The agency is looking into
the reorganization of one of
the trust's investments


By Rick Daysog
Star-Bulletin

The Internal Revenue Service is investigating the Kamehameha Schools' controversial reorganization of its investment in Goldman Sachs Group.

In a petition filed in U.S. District Court yesterday, the IRS said it is examining the tax liabilities of the Kamehameha Activities Association for the fiscal year ended June 30, 1999.

Wade Clark, a revenue agent with the IRS' Tempe, Ariz., office, said he recently issued an administrative summons asking that the $6 billion trust turn over all staff reports, accountant's opinions and other internal memos relating to the association's restructuring.

Kamehameha Activities Association is a nonprofit corporation that is legally separate from the Kamehameha Schools but is controlled by its board of directors.
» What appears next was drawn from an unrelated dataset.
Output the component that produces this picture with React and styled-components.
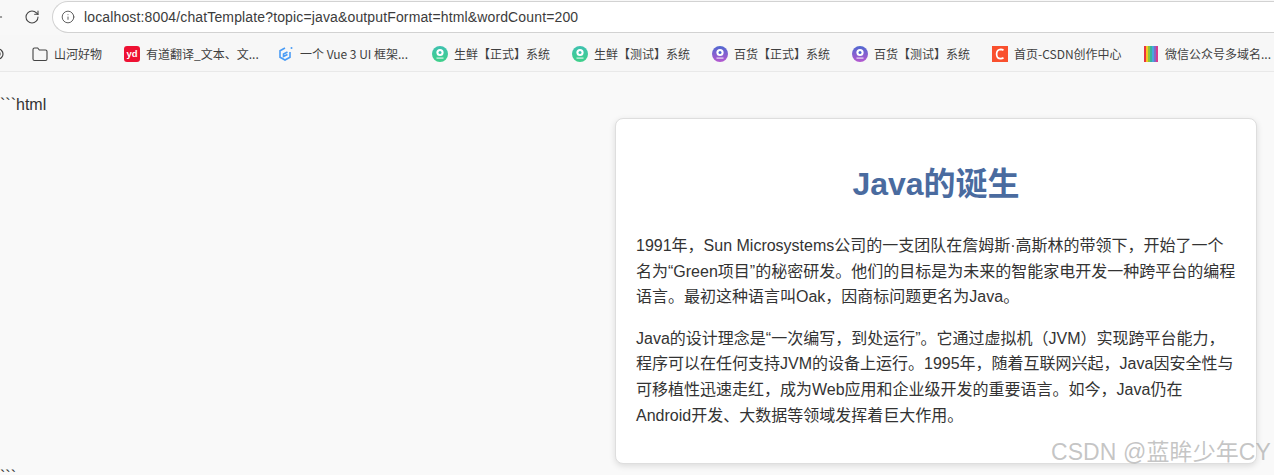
import React from "react";
import styled, { createGlobalStyle } from "styled-components";
import { RotateCw, Info, ArrowLeft } from "lucide-react";

const GlobalStyle = createGlobalStyle`
  html, body {
    margin: 0;
    padding: 0;
    height: 475px;
    overflow: hidden;
    background: #f9f9f9;
  }
`;

const uiFont = `"Noto Sans CJK SC", "Noto Sans", sans-serif`;
const pageFont = `"Liberation Sans", "Noto Sans CJK SC", sans-serif`;

const Window = styled.div`
  position: relative;
  width: 1274px;
  height: 475px;
  overflow: hidden;
`;

const Toolbar = styled.div`
  display: flex;
  align-items: center;
  height: 35px;
  background: #f8f8f8;
  box-sizing: border-box;
  padding-bottom: 1px;
`;

const NavButton = styled.div`
  display: flex;
  align-items: center;
  justify-content: center;
  flex: none;
  width: ${(p) => p.$width}px;
  margin-left: ${(p) => p.$left || 0}px;
  overflow: hidden;
  color: #444;
`;

const AddressBar = styled.div`
  display: flex;
  align-items: center;
  flex: 1;
  height: 32px;
  margin-left: 11px;
  padding-left: 8px;
  background: #fff;
  border: 1px solid #d2d2d2;
  border-right: none;
  border-radius: 16px 0 0 16px;
  box-sizing: border-box;
  color: #555;
`;

const Url = styled.span`
  margin-left: 9px;
  font: 14px "Liberation Sans", sans-serif;
  letter-spacing: 0.14px;
  color: #3c3c3c;
`;

const Bookmarks = styled.div`
  display: flex;
  align-items: center;
  height: 37px;
  padding-top: 1px;
  background: #f7f7f7;
  border-bottom: 1px solid #e9e9e9;
  box-sizing: border-box;
  font: 12px/16px ${uiFont};
  color: #3f3f3f;
`;

const Divider = styled.div`
  width: 1px;
  height: 16px;
  margin: 0 13px 0 15px;
  background: #d8d8d8;
`;

const Bookmark = styled.div`
  display: flex;
  align-items: center;
  flex: none;
  gap: 6px;
  width: ${(p) => p.$width}px;
  white-space: nowrap;

  svg {
    flex: none;
  }
`;

const Clipped = styled.div`
  width: 4px;
  overflow: hidden;
  display: flex;
  justify-content: flex-end;
  flex: none;

  svg {
    flex: none;
  }
`;

const Page = styled.div`
  background: #f9f9f9;
  font: 16px/25.6px ${pageFont};
  color: #333;
`;

const Fence = styled.div`
  height: ${(p) => p.$height}px;
  padding-top: ${(p) => p.$top}px;
  box-sizing: content-box;
  white-space: nowrap;
`;

const Card = styled.article`
  box-sizing: border-box;
  width: 642px;
  height: 346px;
  margin-left: 615px;
  padding: 20px;
  background: #fff;
  border: 1px solid #dedede;
  border-radius: 8px;
  box-shadow: 0 2px 6px rgba(0, 0, 0, 0.12);
`;

const Title = styled.h1`
  margin: 27px 0 31px;
  font-size: 32px;
  line-height: 36px;
  font-weight: 700;
  text-align: center;
  color: #4a6b9f;
`;

const Paragraph = styled.p`
  margin: 0 0 16px;
  width: 600px;
`;

const Watermark = styled.div`
  position: absolute;
  right: 3px;
  top: 437px;
  font: 23px/30px ${pageFont};
  letter-spacing: 0.1px;
  color: rgba(140, 140, 140, 0.5);
  white-space: nowrap;
`;

const FolderIcon = () => (
  <svg width="16" height="16" viewBox="0 0 16 16" fill="none" stroke="#444" strokeWidth="1.1">
    <path d="M1 13V3.5A1.5 1.5 0 0 1 2.5 2h3.2l1.6 2h6.2A1.5 1.5 0 0 1 15 5.5V13a1.5 1.5 0 0 1-1.5 1.5h-11A1.5 1.5 0 0 1 1 13Z" />
  </svg>
);

const YoudaoIcon = () => (
  <svg width="16" height="16" viewBox="0 0 16 16">
    <rect width="16" height="16" rx="3" fill="#ee1133" />
    <text x="8" y="11" textAnchor="middle" fontSize="9.5" fontWeight="700" fontFamily="Liberation Sans" fill="#fff">yd</text>
  </svg>
);

const VueUiIcon = () => (
  <svg width="16" height="16" viewBox="0 0 16 16" fill="none" stroke="#4a9cf5" strokeWidth="1.6">
    <path d="M7 2 2 4.8v6.4L7 14l5-2.8V6" />
    <path d="M9.5 6 5.5 8v2.5l4-2" />
    <circle cx="13.5" cy="2" r="1" fill="#4a9cf5" stroke="none" />
  </svg>
);

const RoundLogo = ({ from, to }) => {
  const id = `logo-${from.slice(1)}`;
  return (
    <svg width="16" height="16" viewBox="0 0 16 16">
      <defs>
        <linearGradient id={id} x1="0" y1="0" x2="0" y2="1">
          <stop offset="0" stopColor={from} />
          <stop offset="1" stopColor={to} />
        </linearGradient>
      </defs>
      <circle cx="8" cy="8" r="8" fill={`url(#${id})`} />
      <circle cx="8" cy="6.5" r="3.6" fill="#fff" />
      <circle cx="8" cy="6.5" r="1.5" fill={from} />
      <rect x="4.5" y="11.5" width="7" height="1.2" fill="#fff" opacity="0.8" />
    </svg>
  );
};

const CsdnIcon = () => (
  <svg width="16" height="16" viewBox="0 0 16 16">
    <rect width="16" height="16" fill="#f9502e" />
    <path d="M11.5 4.2A5 5 0 0 0 8.8 3.3C6.2 3.3 4.6 5.3 4.6 8s1.6 4.7 4.2 4.7a5 5 0 0 0 2.7-.9" fill="none" stroke="#fff" strokeWidth="1.7" />
  </svg>
);

const StripesIcon = () => (
  <svg width="16" height="16" viewBox="0 0 16 16">
    {["#e8343f", "#f6c622", "#8cc63f", "#37b59b", "#4aa3df", "#7d6cc4", "#d63b8f"].map((c, i) => (
      <rect key={c} x={1 + i * 2} y="0" width="2" height="16" fill={c} />
    ))}
  </svg>
);

const green = { from: "#3fc1b0", to: "#3ed08a" };
const purple = { from: "#4f68d0", to: "#b659d0" };

const bookmarks = [
  { width: 92, icon: <FolderIcon />, label: "山河好物" },
  { width: 154, icon: <YoudaoIcon />, label: "有道翻译_文本、文..." },
  { width: 154, icon: <VueUiIcon />, label: "一个 Vue 3 UI 框架..." },
  { width: 140, icon: <RoundLogo {...green} />, label: "生鲜【正式】系统" },
  { width: 140, icon: <RoundLogo {...green} />, label: "生鲜【测试】系统" },
  { width: 140, icon: <RoundLogo {...purple} />, label: "百货【正式】系统" },
  { width: 140, icon: <RoundLogo {...purple} />, label: "百货【测试】系统" },
  { width: 151, icon: <CsdnIcon />, label: "首页-CSDN创作中心" },
  { width: 140, icon: <StripesIcon />, label: "微信公众号多域名..." },
];

export default function App() {
  return (
    <Window>
      <GlobalStyle />
      <Toolbar>
        <NavButton $width={7}>
          <ArrowLeft size={16} strokeWidth={1.5} style={{ marginLeft: -14, flex: "none" }} />
        </NavButton>
        <NavButton $width={18} $left={16}>
          <RotateCw size={16} strokeWidth={1.6} />
        </NavButton>
        <AddressBar>
          <Info size={14} strokeWidth={1.6} />
          <Url>localhost:8004/chatTemplate?topic=java&amp;outputFormat=html&amp;wordCount=200</Url>
        </AddressBar>
      </Toolbar>
      <Bookmarks>
        <Clipped>
          <svg width="12" height="12" viewBox="0 0 12 12" fill="none" stroke="#444" strokeWidth="1.2">
            <circle cx="6" cy="6" r="5" />
            <circle cx="6" cy="6" r="2" />
          </svg>
        </Clipped>
        <Divider />
        {bookmarks.map((b) => (
          <Bookmark key={b.label} $width={b.width}>
            {b.icon}
            {b.label}
          </Bookmark>
        ))}
      </Bookmarks>
      <Page>
        <Fence $top={20} $height={26}>```html</Fence>
        <Card>
          <Title>Java的诞生</Title>
          <Paragraph>
            1991年，Sun Microsystems公司的一支团队在詹姆斯·高斯林的带领下，开始了一个名为“Green项目”的秘密研发。他们的目标是为未来的智能家电开发一种跨平台的编程语言。最初这种语言叫Oak，因商标问题更名为Java。
          </Paragraph>
          <Paragraph>
            Java的设计理念是“一次编写，到处运行”。它通过虚拟机（JVM）实现跨平台能力，程序可以在任何支持JVM的设备上运行。1995年，随着互联网兴起，Java因安全性与可移植性迅速走红，成为Web应用和企业级开发的重要语言。如今，Java仍在 Android开发、大数据等领域发挥着巨大作用。
          </Paragraph>
        </Card>
        <Fence $top={0} $height={20}>```</Fence>
      </Page>
      <Watermark>CSDN @蓝眸少年CY</Watermark>
    </Window>
  );
}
In 1998, the estate's former board of trustees transferred its investments in Goldman Sachs, Columbia/HCA and Florida-based developer WCI Limited Partnership to the association, saying the move would create significant tax savings and better link the trusts' investments with its educational mission.
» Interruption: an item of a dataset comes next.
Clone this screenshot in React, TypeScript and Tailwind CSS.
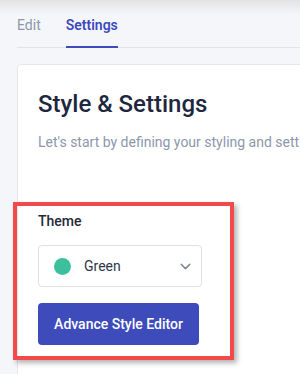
import { ChevronDown } from 'lucide-react'

export default function App() {
  return (
    <div className="relative w-[300px] h-[374px] overflow-hidden bg-[#f5f6fa] font-['Roboto',sans-serif]">
      {/* shadow from the header above */}
      <div className="absolute inset-x-0 top-0 h-[14px] bg-gradient-to-b from-[#e3e3e5] to-[#f5f6fa]" />

      <div className="relative pl-[17px]">
        <div className="flex w-[320px] h-[48px] gap-[25px] border-b border-[#e1e3e8]">
          <div className="pt-[15px] text-[14px] leading-5 text-[#8d97a9]">Edit</div>
          <div className="h-[48px] border-b-2 border-[#3d4bbd] pt-[15px] text-[14px] leading-5 font-semibold text-[#3d4bbd]">
            Settings
          </div>
        </div>

        <div className="mt-[16px] w-[320px] h-[320px] rounded-[4px] border border-[#e5e7eb] bg-white pl-[20px] pt-[23px]">
          <h1 className="text-[24px] leading-8 font-medium text-[#1e2740] whitespace-nowrap">Style &amp; Settings</h1>
          <p className="mt-[12px] text-[14px] leading-5 text-[#8c97ab] whitespace-nowrap">
            Let's start by defining your styling and settings for your form
          </p>

          <div className="mt-[59px]">
            <div className="text-[14px] leading-5 font-medium text-[#1f2937]">Theme</div>
            <div className="mt-[14px] flex w-[164px] h-[42px] items-center rounded-[4px] border border-[#dfe1e5] pl-[15px] pr-[7px]">
              <span className="w-[17px] h-[17px] rounded-full bg-[#3bbf9c]" />
              <span className="ml-[13px] flex-1 text-[14px] text-[#2f3648]">Green</span>
              <ChevronDown className="w-[17px] h-[17px] text-[#7c869a]" strokeWidth={2} />
            </div>
            <button className="mt-[16px] w-[161px] h-[42px] rounded-[4px] bg-[#3d4bbb] text-[14px] font-medium text-white">
              Advance Style Editor
            </button>
          </div>
        </div>
      </div>

      {/* annotation box */}
      <div className="absolute left-[13px] top-[202px] w-[221px] h-[158px] border-4 border-[#f24a4a] shadow-[3px_3px_5px_rgba(0,0,0,0.3)]" />
    </div>
  )
}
But the move was heavily criticized by then-Attorney General Margery Bronster, who argued that the former trustees were attempting to place billions of dollars of trust assets outside the jurisdiction of the IRS, the attorney general's office and the state Probate Court.

Bronster asked the Probate Court to reverse the transfer.

Probate Judge Kevin Chang approved the Kamehameha Activities Association reorganization last year on the recommendation of special master Benjamin Matsubara, who called it a prudent move.

The IRS' examination of the association is believed to be separate from its exhaustive, four-year audit of the Kamehameha Schools. The IRS reached a settlement last year in which Kamehameha Schools retained its tax-exempt status and paid $13 million in back taxes and interest.

The closing agreement with the estate's for-profit subsidiaries is pending but the trust is expected to pay about $46 million to settle that part of the IRS audit.

In court papers yesterday, Clark said the estate was less than forthcoming about its KAA records.

The IRS agent said he requested that association executive Wallace Chin appear at the IRS' Honolulu office on July 26 to provide testimony on the association's reorganization. But Clark said Chin didn't show up for the interview and that the trust sent over only three of the seven documents he requested.

An estate spokesman declined comment, saying the trust has not yet been served with the latest IRS petition.